Looks like a lake in the distance, but it could be flood water
Coming into the industrial part of Middlewich
… but on the other side of the canal it’s beautiful open countryside
Middlewich is an important centre for the extraction of salt
An impressive lock house at Rumps Lock
I wondered what those gathering clouds were carrying as I waited for George to set Kings Lock for me
It has been very windy today and I was having trouble keeping Rock n Roll on the straight and narrow!
Kings Lock Chandlery - not the easiest place to get into for fuel - once the tanks were full we turned left through the arch into ...
Wardle Lock on what has been claimed to be the shortest canal in the country at 100 yards.
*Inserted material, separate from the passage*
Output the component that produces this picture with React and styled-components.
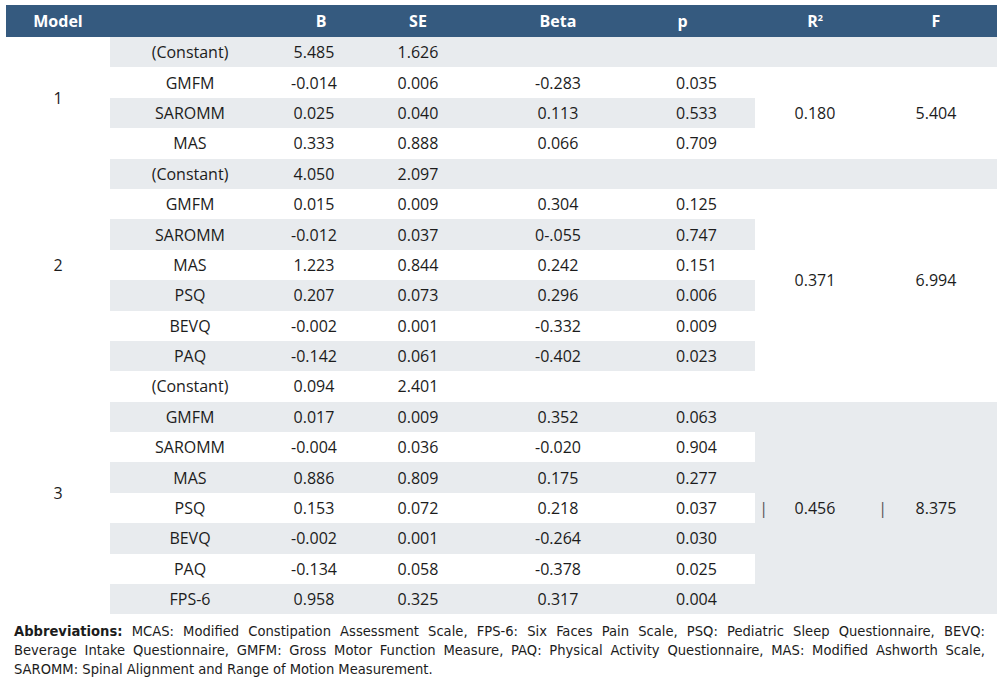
import React from 'react';
import styled, { createGlobalStyle } from 'styled-components';

const GlobalStyle = createGlobalStyle`
  body {
    margin: 0;
    background: #fff;
    font-family: "Open Sans", "Noto Sans", sans-serif;
    color: #1c1c1c;
  }
`;

const Page = styled.div`
  padding: 5px 3px 0 6px;
  width: 991px;
`;

const Table = styled.table`
  width: 991px;
  border-collapse: collapse;
  table-layout: fixed;
  font-size: 16px;
`;

const HeadCell = styled.th`
  background: #355a7f;
  color: #fff;
  font-weight: 700;
  height: 32px;
  padding: 0 ${(p) => (p.$shift < 0 ? -2 * p.$shift : 0)}px 0 ${(p) => (p.$shift > 0 ? 2 * p.$shift : 0)}px;
  text-align: center;
`;

const Sup = styled.sup`
  font-size: 9px;
`;

const Cell = styled.td`
  height: 30.4px;
  padding: 0;
  text-align: center;
  vertical-align: middle;
  background: ${(p) => (p.$gray ? '#e8ebee' : '#fff')};
`;

const Stat = styled.div`
  display: grid;
  grid-template-columns: ${(p) => p.$lead}px 1fr ${(p) => p.$lead}px;
  align-items: center;
`;

const Pipe = styled.span`
  color: #555;
  text-align: right;
`;

const Note = styled.div`
  margin-top: 7px;
  padding: 0 12px 0 8px;
  font-family: "Liberation Sans Narrow", "DejaVu Sans Condensed", "Liberation Sans", sans-serif;
  font-stretch: condensed;
  font-size: 14.6px;
  line-height: 19px;
  color: #1c1c1c;
`;

const NoteLine = styled.div`
  text-align: ${(p) => (p.$justify ? 'justify' : 'left')};
  text-align-last: ${(p) => (p.$justify ? 'justify' : 'left')};
  white-space: nowrap;
`;

const models = [
  {
    id: '1',
    r2: '0.180',
    f: '5.404',
    rows: [
      ['(Constant)', '5.485', '1.626', '', ''],
      ['GMFM', '-0.014', '0.006', '-0.283', '0.035'],
      ['SAROMM', '0.025', '0.040', '0.113', '0.533'],
      ['MAS', '0.333', '0.888', '0.066', '0.709'],
    ],
  },
  {
    id: '2',
    r2: '0.371',
    f: '6.994',
    rows: [
      ['(Constant)', '4.050', '2.097', '', ''],
      ['GMFM', '0.015', '0.009', '0.304', '0.125'],
      ['SAROMM', '-0.012', '0.037', '0-.055', '0.747'],
      ['MAS', '1.223', '0.844', '0.242', '0.151'],
      ['PSQ', '0.207', '0.073', '0.296', '0.006'],
      ['BEVQ', '-0.002', '0.001', '-0.332', '0.009'],
      ['PAQ', '-0.142', '0.061', '-0.402', '0.023'],
    ],
  },
  {
    id: '3',
    r2: '0.456',
    f: '8.375',
    pipes: true,
    rows: [
      ['(Constant)', '0.094', '2.401', '', ''],
      ['GMFM', '0.017', '0.009', '0.352', '0.063'],
      ['SAROMM', '-0.004', '0.036', '-0.020', '0.904'],
      ['MAS', '0.886', '0.809', '0.175', '0.277'],
      ['PSQ', '0.153', '0.072', '0.218', '0.037'],
      ['BEVQ', '-0.002', '0.001', '-0.264', '0.030'],
      ['PAQ', '-0.134', '0.058', '-0.378', '0.025'],
      ['FPS-6', '0.958', '0.325', '0.317', '0.004'],
    ],
  },
];

const StatCell = ({ value, pipe, lead, gray, span }) => (
  <Cell rowSpan={span} $gray={gray}>
    {pipe ? (
      <Stat $lead={lead}>
        <Pipe>|</Pipe>
        <span>{value}</span>
        <span />
      </Stat>
    ) : (
      value
    )}
  </Cell>
);

export default function App() {
  let index = 0;
  const body = [];
  models.forEach((m) => {
    m.rows.forEach((r, i) => {
      const gray = index % 2 === 0;
      index += 1;
      body.push(
        <tr key={`${m.id}-${i}`}>
          {i === 0 && <Cell rowSpan={m.rows.length}>{m.id}</Cell>}
          {r.map((v, j) => (
            <Cell key={j} $gray={gray}>{v}</Cell>
          ))}
          {i === 0 && (
            <>
              <Cell $gray={gray} />
              <Cell $gray={gray} />
            </>
          )}
          {i === 1 && (
            <>
              <StatCell span={m.rows.length - 1} gray={gray} value={m.r2} pipe={m.pipes} lead={13} />
              <StatCell span={m.rows.length - 1} gray={gray} value={m.f} pipe={m.pipes} lead={12} />
            </>
          )}
        </tr>
      );
    });
  });

  return (
    <Page>
      <GlobalStyle />
      <Table>
        <colgroup>
          <col style={{ width: 104 }} />
          <col style={{ width: 160 }} />
          <col style={{ width: 88 }} />
          <col style={{ width: 120 }} />
          <col style={{ width: 160 }} />
          <col style={{ width: 117 }} />
          <col style={{ width: 120 }} />
          <col style={{ width: 122 }} />
        </colgroup>
        <thead>
          <tr>
            <HeadCell>Model</HeadCell>
            <HeadCell />
            <HeadCell $shift={7}>B</HeadCell>
            <HeadCell>SE</HeadCell>
            <HeadCell>Beta</HeadCell>
            <HeadCell $shift={-14}>p</HeadCell>
            <HeadCell>
              R<Sup>2</Sup>
            </HeadCell>
            <HeadCell>F</HeadCell>
          </tr>
        </thead>
        <tbody>{body}</tbody>
      </Table>
      <Note>
        <NoteLine $justify>
          <b>Abbreviations:</b> MCAS: Modified Constipation Assessment Scale, FPS-6: Six Faces Pain Scale, PSQ: Pediatric Sleep Questionnaire, BEVQ:
        </NoteLine>
        <NoteLine $justify>
          Beverage Intake Questionnaire, GMFM: Gross Motor Function Measure, PAQ: Physical Activity Questionnaire, MAS: Modified Ashworth Scale,
        </NoteLine>
        <NoteLine>SAROMM: Spinal Alignment and Range of Motion Measurement.</NoteLine>
      </Note>
    </Page>
  );
}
We’ve moored up just past that blue CRT boat under the bridge in the picture above and will stay here for the weekend at least.
An early start - ready to go at half past eight at the south portal of the Harecastle Tunnel ...
… the sun is just coming up but the moon is still in the sky ...
… 9 o'clock and we’re in ...
… and 35 minutes later we’re out again!
C & R T offices at Red Bull are getting a makeover
Most of the locks on our cruise today are paired but this one hasn’t been in operation for a good while - it’s got a tree growing in it!
Mow Cop in the far distance
Number 7 above Thurlwood Lock - check out the link!
What a glorious day but by this time (half one) the arctic wind felt as if it was slicing through my face whilst at the helm of Rock n Roll
We arrived at our mooring at Hassall Green just after 2pm ...
… and watched the sun going down at 15:30…
… behind the towpath vegetation.
It was another grand day, lots of sunshine but a bitter wind; George was taking layers off as he ‘warmed up’ - he walked the whole 5 miles from Harecastle Tunnel to our mooring operating the 15 locks dropping us down by 137 feet! I was at the helm for the cruise wearing so many layers I dread to think what I looked like - George told me I reminded him of Joan of Ark going into battle (??!!!) and ‘popping to the loo’ was a logistical nightmare!!